The slayings of two girls, whose deaths shocked and saddened Tucsonans and had gone unsolved for years, were connected to one man Friday when a grand jury indicted a 36-year-old with a long rap sheet.

Christopher Matthew Clements is accused of breaking into a midtown Tucson home and abducting 6-year-old Isabel Celis in 2012, authorities announced Saturday. Clements had just gotten out of prison at the time.

Isabel was reported missing by her father, Sergio Celis, after he and his sons searched for her the morning of April 20, 2012. Her bedroom window was found open.

The community rallied with attempts to find Isabel by submitting thousands of tips to police, but there were no signs of her.

While detectives were fielding those tips, 13-year-old Maribel Gonzalez was reported missing on June 4, 2014. As she left home, she told her family she’d be visiting a friend, but she never made it there. Maribel’s home, it turns out, was mere minutes from Isabel’s.

Maribel’s body was found by authorities three days later near North Trico and West Avra Valley roads northwest of Tucson, but there were no suspects in her killing.
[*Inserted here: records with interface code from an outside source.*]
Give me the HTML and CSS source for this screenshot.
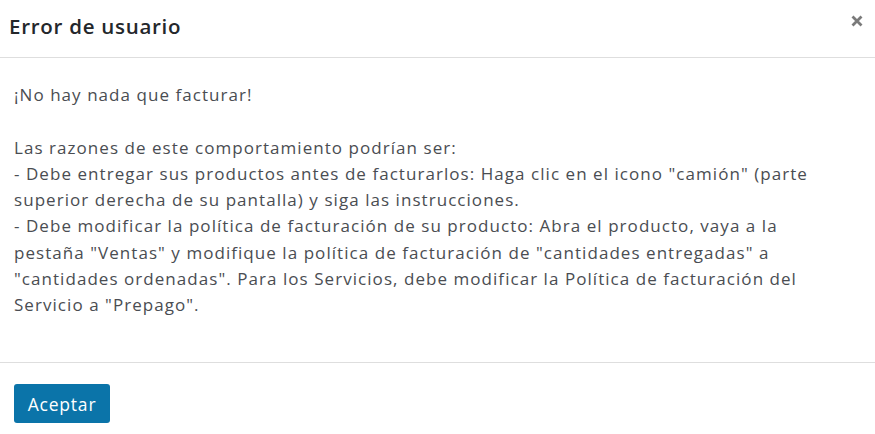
FILE: index.html
```html
<!DOCTYPE html>
<html lang="es">
<head>
<meta charset="utf-8">
<title>Error de usuario</title>
<link rel="stylesheet" href="styles.css">
</head>
<body>
<div class="modal">
  <header class="modal-header">
    <h4 class="modal-title">Error de usuario</h4>
    <button class="close" type="button" aria-label="Cerrar">
      <svg width="12" height="12" viewBox="0 0 12 12"><path d="M1.5 1.5 L10.5 10.5 M10.5 1.5 L1.5 10.5" stroke="#7a7a7a" stroke-width="2.8" stroke-linecap="butt"/></svg>
    </button>
  </header>
  <main class="modal-body">
    <p class="line">¡No hay nada que facturar!</p>
    <p class="line blank">&nbsp;</p>
    <p class="line">Las razones de este comportamiento podrían ser:</p>
    <p class="line">- Debe entregar sus productos antes de facturarlos: Haga clic en el icono "camión" (parte</p>
    <p class="line">superior derecha de su pantalla) y siga las instrucciones.</p>
    <p class="line">- Debe modificar la política de facturación de su producto: Abra el producto, vaya a la</p>
    <p class="line">pestaña "Ventas" y modifique la política de facturación de "cantidades entregadas" a</p>
    <p class="line">"cantidades ordenadas". Para los Servicios, debe modificar la Política de facturación del</p>
    <p class="line">Servicio a "Prepago".</p>
  </main>
  <footer class="modal-footer">
    <button class="btn-primary" type="button">Aceptar</button>
  </footer>
</div>
</body>
</html>
```

FILE: styles.css
```css
html, body {
  margin: 0;
  padding: 0;
  background: #ffffff;
}
body {
  font-family: "Open Sans", "Noto Sans", sans-serif;
  color: #4a4d52;
}
.modal {
  width: 875px;
  height: 434px;
  display: flex;
  flex-direction: column;
}
.modal-header {
  height: 57px;
  border-bottom: 1px solid #dedede;
  display: flex;
  align-items: center;
  justify-content: space-between;
  padding: 0 12px 0 9px;
  box-sizing: content-box;
}
.modal-title {
  margin: 0 0 6px 0;
  font-size: 20.5px;
  font-weight: 600;
  color: #24272b;
  letter-spacing: 0.72px;
}
.close {
  border: 0;
  background: none;
  padding: 0;
  margin: 0 0 15px 0;
  width: 12px;
  height: 12px;
  display: flex;
  cursor: pointer;
}
.modal-body {
  padding: 24px 14px 0 14px;
  height: 280px;
  border-bottom: 1px solid #dedede;
  display: flex;
  flex-direction: column;
}
.line {
  margin: 0;
  height: 26.3px;
  line-height: 26px;
  font-size: 17px;
  white-space: nowrap;
  letter-spacing: 1.05px;
}
.modal-footer {
  flex: 1;
  padding: 21px 14px 0 14px;
}
.btn-primary {
  font-family: "Open Sans", "Noto Sans", sans-serif;
  background: #0b74a9;
  color: #ffffff;
  border: 0;
  border-radius: 3px;
  width: 96px;
  height: 39px;
  font-size: 17.5px;
  letter-spacing: 0.8px;
  padding: 0;
  cursor: pointer;
}
```
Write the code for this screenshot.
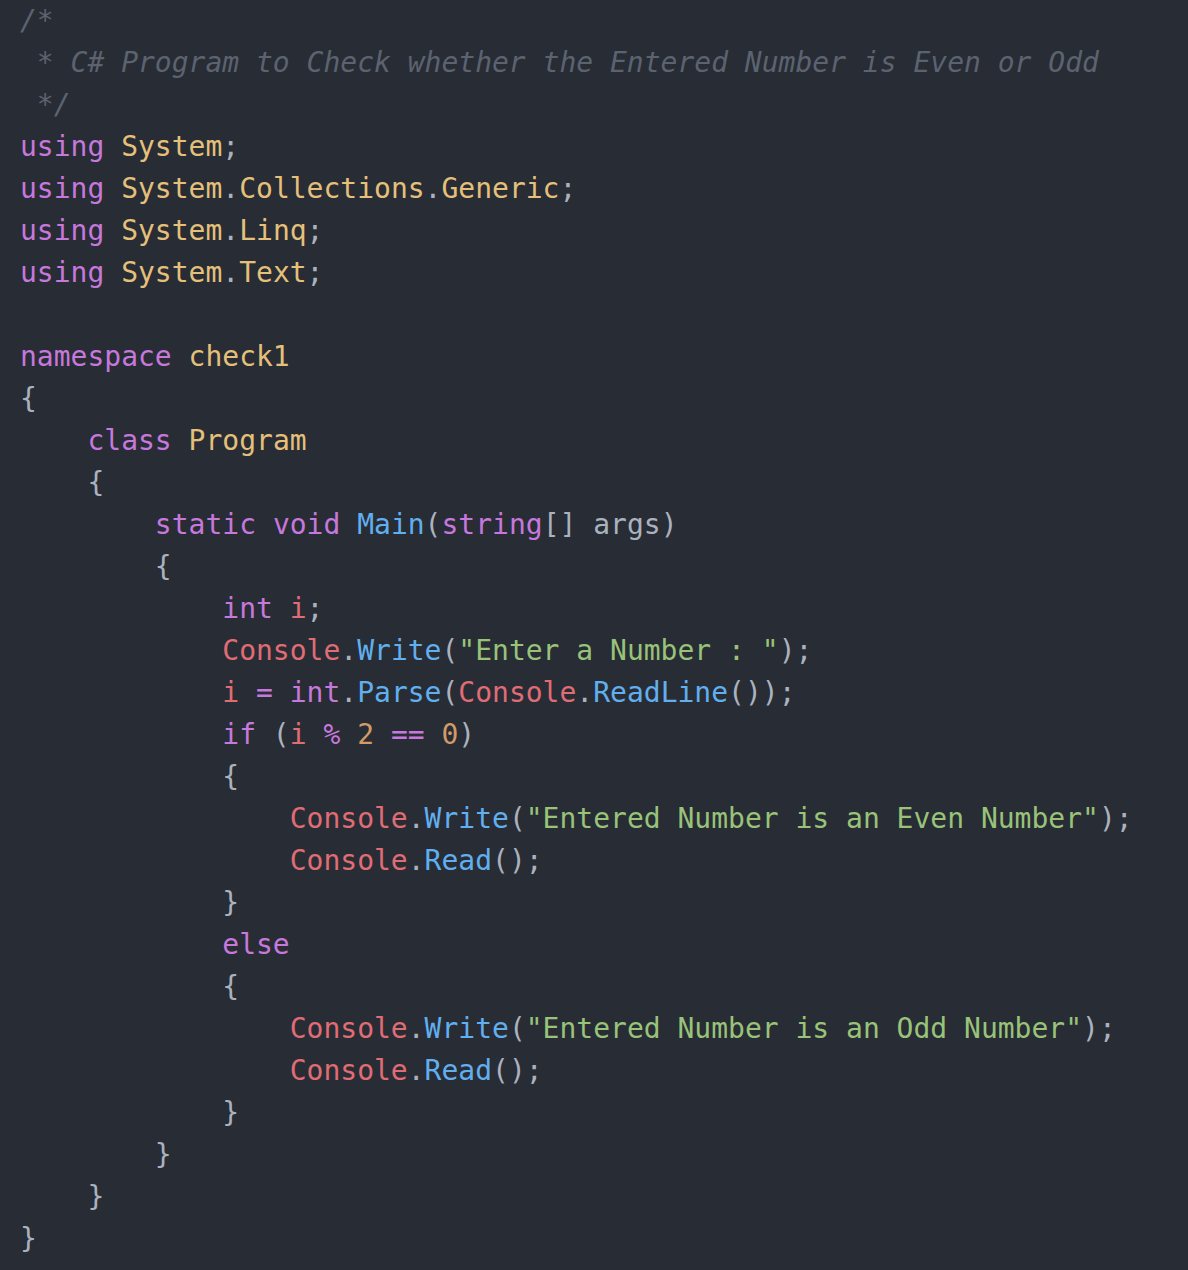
import React from "react";

const C = {
  c: "text-[#5c6370] italic",
  k: "text-[#c678dd]",
  t: "text-[#e5c07b]",
  f: "text-[#61afef]",
  s: "text-[#98c379]",
  n: "text-[#d19a66]",
  v: "text-[#e06c75]",
  p: "text-[#abb2bf]",
};

// each line: list of [kind, text]
const lines = [
  [["c", "/*"]],
  [["c", " * C# Program to Check whether the Entered Number is Even or Odd"]],
  [["c", " */"]],
  [["k", "using"], ["p", " "], ["t", "System"], ["p", ";"]],
  [["k", "using"], ["p", " "], ["t", "System"], ["p", "."], ["t", "Collections"], ["p", "."], ["t", "Generic"], ["p", ";"]],
  [["k", "using"], ["p", " "], ["t", "System"], ["p", "."], ["t", "Linq"], ["p", ";"]],
  [["k", "using"], ["p", " "], ["t", "System"], ["p", "."], ["t", "Text"], ["p", ";"]],
  [],
  [["k", "namespace"], ["p", " "], ["t", "check1"]],
  [["p", "{"]],
  [["p", "    "], ["k", "class"], ["p", " "], ["t", "Program"]],
  [["p", "    {"]],
  [["p", "        "], ["k", "static"], ["p", " "], ["k", "void"], ["p", " "], ["f", "Main"], ["p", "("], ["k", "string"], ["p", "[] args)"]],
  [["p", "        {"]],
  [["p", "            "], ["k", "int"], ["p", " "], ["v", "i"], ["p", ";"]],
  [["p", "            "], ["v", "Console"], ["p", "."], ["f", "Write"], ["p", "("], ["s", "\"Enter a Number : \""], ["p", ");"]],
  [["p", "            "], ["v", "i"], ["p", " "], ["k", "="], ["p", " "], ["k", "int"], ["p", "."], ["f", "Parse"], ["p", "("], ["v", "Console"], ["p", "."], ["f", "ReadLine"], ["p", "());"]],
  [["p", "            "], ["k", "if"], ["p", " ("], ["v", "i"], ["p", " "], ["k", "%"], ["p", " "], ["n", "2"], ["p", " "], ["k", "=="], ["p", " "], ["n", "0"], ["p", ")"]],
  [["p", "            {"]],
  [["p", "                "], ["v", "Console"], ["p", "."], ["f", "Write"], ["p", "("], ["s", "\"Entered Number is an Even Number\""], ["p", ");"]],
  [["p", "                "], ["v", "Console"], ["p", "."], ["f", "Read"], ["p", "();"]],
  [["p", "            }"]],
  [["p", "            "], ["k", "else"]],
  [["p", "            {"]],
  [["p", "                "], ["v", "Console"], ["p", "."], ["f", "Write"], ["p", "("], ["s", "\"Entered Number is an Odd Number\""], ["p", ");"]],
  [["p", "                "], ["v", "Console"], ["p", "."], ["f", "Read"], ["p", "();"]],
  [["p", "            }"]],
  [["p", "        }"]],
  [["p", "    }"]],
  [["p", "}"]],
];

export default function App() {
  return (
    <div className="w-[1188px] h-[1270px] bg-[#282c34] overflow-hidden">
      <pre className="pl-[20px] font-['DejaVu_Sans_Mono',monospace] text-[28px] leading-[42px] text-[#abb2bf] whitespace-pre">
        {lines.map((line, i) => (
          <div key={i} className="h-[42px]">
            {line.map(([kind, text], j) => (
              <span key={j} className={C[kind]}>
                {text}
              </span>
            ))}
          </div>
        ))}
      </pre>
    </div>
  );
}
“I know someone knows something,” Valerie Calonge, Maribel’s mother, said at a news conference for survivors of homicide victims in 2016. “I pray to God that they’ll come forward.”

Someone finally did.

The big break came in March 2017, when FBI agents received a tip to speak to a man who had information. That man was Clements, a convicted sex offender, Tucson Police Chief Chris Magnus revealed Saturday in a news conference.

After questioning Clements, detectives found Isabel’s remains in the general area where Maribel was found nearly three years earlier, Magnus said.

Hundreds of mourners turned out for a candlelight vigil and funeral for Isabel last year after she was finally found, remembering her as a beautiful, hazel-eyed girl who played baseball and chose purple as her favorite color.

As with Maribel’s death, no arrests had been made.

Until Saturday, it had not been publicly known that Isabel’s and Maribel’s deaths were connected, or that they had been found in the same area.

“Christopher Clements was actually at liberty for the murder of Isabel Celis for a bit longer than she was alive,” Pima County Attorney Barbara LaWall said at Saturday’s announcement.

“His apprehension was long overdue.”

Clements faces 22 charges including two counts of first-degree murder, two counts of kidnapping of a minor under age 15, burglary — for the break-in to the Celis home, LaWall said — and 14 counts of sexual exploitation of a minor related to child pornography. He also faces theft and trafficking in stolen property charges.

The indictment was served to Clements on Friday in the Maricopa County jail, where he is being held on unrelated charges.

“A child’s disappearance will always raise alarm in a community, and two children missing is a cause for a multi-alarm designation,” LaWall said. “I’m really pleased to be able to say that Pima County prosecutors and all of law enforcement never gave up the hunt for the killer of these two little girls. The cases went unsolved, but they were never closed.”

Joining Magnus and LaWall at the news conference were Pima County Sheriff Mark Napier and chief trial counsel Jonathan Mosher, who will lead the prosecution of Clements by LaWall’s office.

“I want to thank each and every one of these agencies and these officers for their hard work, their professionalism, their commitment, to solving these crimes,” said Mosher.

“Without their work, Maribel’s and Isabel’s families would still be suffering not knowing what happened to their children.”

Authorities spoke with the families of both victims after Friday’s indictment. Neither family spoke publicly Saturday.

Abrian Gonzalez, Maribel’s father, has remembered her as a soccer and softball player who enjoyed going to car races with him at a motorsports park.

“I don’t think she had any enemies,” he has said. “She accepted everybody. She had a big heart, and was a comedian.”

Becky Celis has remembered that her daughter Isabel “loved to come and give mom and dad hugs all the time.”

Clements’ bail was set at $2 million, cash-only. His arraignment is set for Sept. 24.

Napier said he had never been more proud or relieved to see a case solved in his law enforcement career.

“I woke up very proud to be a part of this community, but at the same time very sad that we all meet under these circumstances.”